Amendement nummer 4 strekt ertoe artikel 6 aan te vullen met een nieuw lid, luidende "het steunverlenende OCMW kan de verleende tegemoetkomingen terugvorderen." Vanuit pedagogisch oogpunt is het vaak belangrijk om de verleende hulp geheel of gedeeltelijk terug te vorderen. Dit is vooral het geval bij hulp aan gezinnen die in principe een toereikend inkomen hebben om hun rekening te betalen, maar het geld veeleer aan allerhande consumptie besteden dan aan basisvoorzieningen. Bovendien ontstaat een vorm van onbillijkheid tussen mensen met eenzelfde inkomen die vaak met veel moeite hun facturen zelf hebben betaald en zij die bij het OCMW aankloppen.

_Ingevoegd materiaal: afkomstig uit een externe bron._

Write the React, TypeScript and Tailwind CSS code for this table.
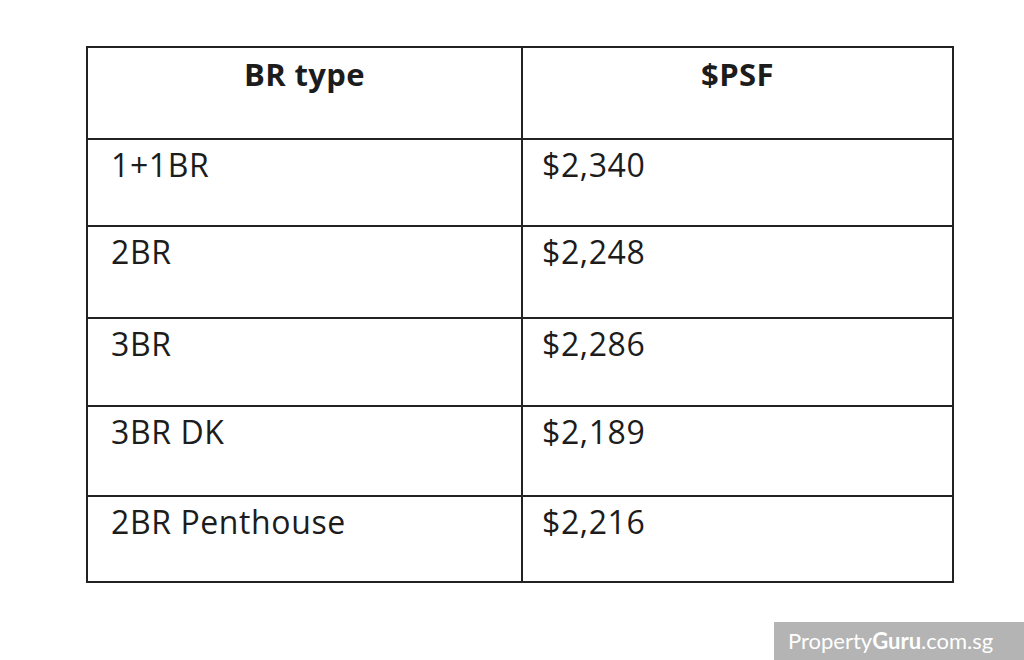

Indien de wet niet expliciet in de terugvorderbaarheid voorziet, kunnen de arbeidsrechtbanken de verleende tegemoetkomingen niet terugvorderbaar beschouwen.
De heer Marc Verwilghen, minister van Justitie. - Ik vervang minister Vande Lanotte en ik verwijs naar de omstandige uiteenzetting die in de Kamer werd gegeven en die in beknopte vorm in de Senaat werd herhaald. De amendementen van mevrouw Thijs werden in de commissie behandeld, ik verwijs hiervoor naar het verslag.
-De algemene bespreking is gesloten.